Applied Quantum Mechanics

Course Description

This course describes and discusses physical foundations of today's diodes, transistors, light-emitting diodes and semiconductor lasers which are present in computers and electronic or optoelectronic gadgets and equipment. Special attention is given to fundamental concepts of quantum mechanics: wave-particle duality, uncertainty principle, and manifestations of quantum phenomena in macroscopic world with focus on electronic devices.

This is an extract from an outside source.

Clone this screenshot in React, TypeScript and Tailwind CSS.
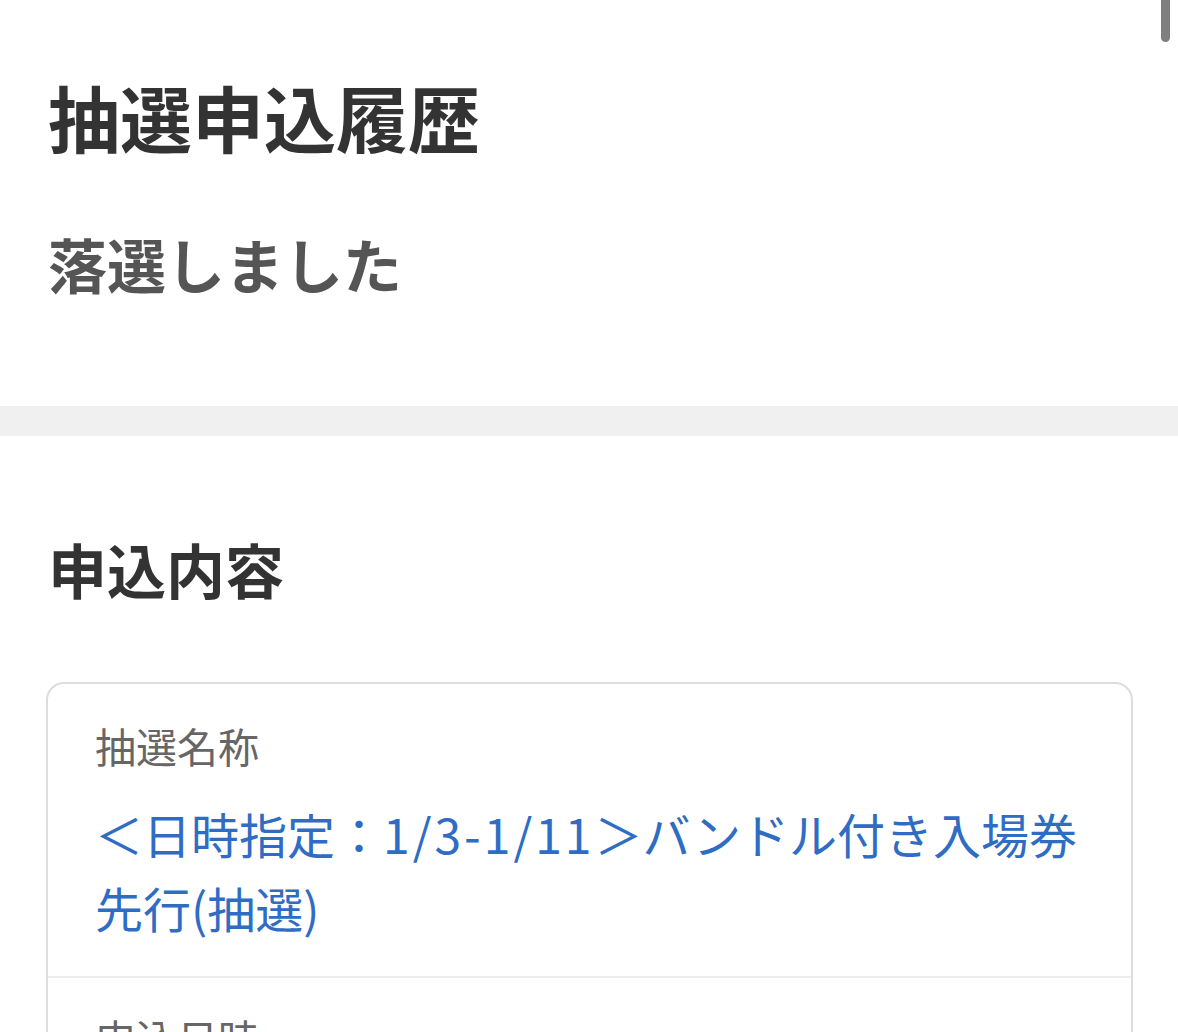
import React from "react";

export default function App() {
  return (
    <div
      className="relative min-h-screen bg-white overflow-hidden"
      style={{ fontFamily: '"Noto Sans CJK JP", "Noto Sans", sans-serif' }}
    >
      <div className="absolute top-[-10px] left-[1161px] w-[9px] h-[52px] rounded-full bg-[#7f7f7f]" />
      <section className="px-12 pt-[80px] pb-[113px]">
        <h1 className="text-[72px] leading-[72px] font-bold text-[#333333]">抽選申込履歴</h1>
        <p className="mt-[82px] text-[59px] leading-[59px] font-bold text-[#555555]">落選しました</p>
      </section>
      <div className="h-[30px] bg-[#f0f0f0]" />
      <section className="pt-[103px]">
        <h2 className="px-12 text-[59px] leading-[59px] font-bold text-[#333333]">申込内容</h2>
        <div className="mt-[84px] ml-[46px] w-[1087px] border-2 border-[#dddddd] rounded-[18px]">
          <div className="px-[47px] pt-[41px] pb-[32px] border-b-2 border-[#eeeeee]">
            <div className="text-[41px] leading-[41px] text-[#666666]">抽選名称</div>
            <div className="mt-[30px] text-[48px] leading-[74px] text-[#2f6cc4] whitespace-nowrap">
              ＜日時指定：<span className="tracking-[3px]">1/3-1/11</span>＞バンドル付き入場券
              <br />
              先行(抽選)
            </div>
          </div>
          <div className="px-[47px] pt-[39px] pb-[30px]">
            <div className="text-[41px] leading-[41px] text-[#666666]">申込日時</div>
            <div className="mt-[32px] text-[44px] leading-[60px] text-[#333333]">2024/12/20 12:00</div>
          </div>
        </div>
      </section>
    </div>
  );
}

The course will be particularly useful to engineers who plan designing electronic circuits or working in optics.

Learning Outcomes

  1. Explain the fundamental concepts of quantum mechanics
  2. Describe electronic elements in which quantum nature manifests itself.
  3. Describe optical elements that fundamental depend on quantum mechanics
  4. Explain how wave-particle duality gives rise to semicodnuctors
  5. Design a basic structure of a semiconductor laser at a specific wavelength
  6. Design a basic heterojunction-field-effect transistor

Forms of Teaching


Week by Week Schedule

  1. Wave-particle duality; Quantum mechanics: postulates, epistemology, derivation, and solutions of the Schrödinger equation
  2. Properties and interpretation of a wave function; Bound states and electron orbitals
  3. Uncertainty relations in quantum physics
  4. Brillouin zones; Fermi energy; Fermi temperature; Fermi surface; Metal conductivity, Quantum theory of semiconductors; Intrinsic semiconductors and heterogeneous structures
  5. Quantum mechanics in one dimension; Free electron; Wavefunctions; Tunneling; Potential well, Electron in periodic potential; Quantum dots and superlattices
  6. Epitaxial growth technologies; Matthews-Blakeslee limit; Characterization of materials and interfaces between different materials; Polar and non-polar crystal planes; Classification and characterization of semiconductor heterojunctions
  7. Binary; tertiary and quaternary compound semiconductor alloys (applications), semiconductor direct-bonding technology: electrical; optical and thermal characteristics
  8. III-V HEMTs and HBTs, Triangular quantum well and its applications electronics; Finite-depth rectangular quantum wells and coupled coupled wells; Applications in optics, Quantization in nanostructures; Number and density of states for nanostructures
  9. Effective-mass Schrödinger equation, Electron propagation in uniaxially non-uniform semiconductors; boundary conditions; reflection and transmission of electron wave-functions
  10. Energy-wavenumber (E-k) diagram; transitions involving photons; phonons; electrons and holes; Shockley-Read-Hall and Auger recombination
  11. Semi-classical carrier transport in electronic devices; Boltzmann transport equation; Fermi golden rule; Momentum relaxation time approximation; Drift-diffusion model
  12. Quantum mechanical- harmonic oscillator; Spherically symmetric central potential; Quantum numbers
  13. Quantization of the electromagnetic field, thermal and coherent states of the electromagnetic field. Planck's black-body radiation law
  14. Thermal noise in electronics, quantum noise in electromagnetic waves, and shot noise in electronics and devices.
  15. Heterojunction lasers; Quantum-well and quantum dot lasers; Quantum cascade lasers, laser types and description of operation.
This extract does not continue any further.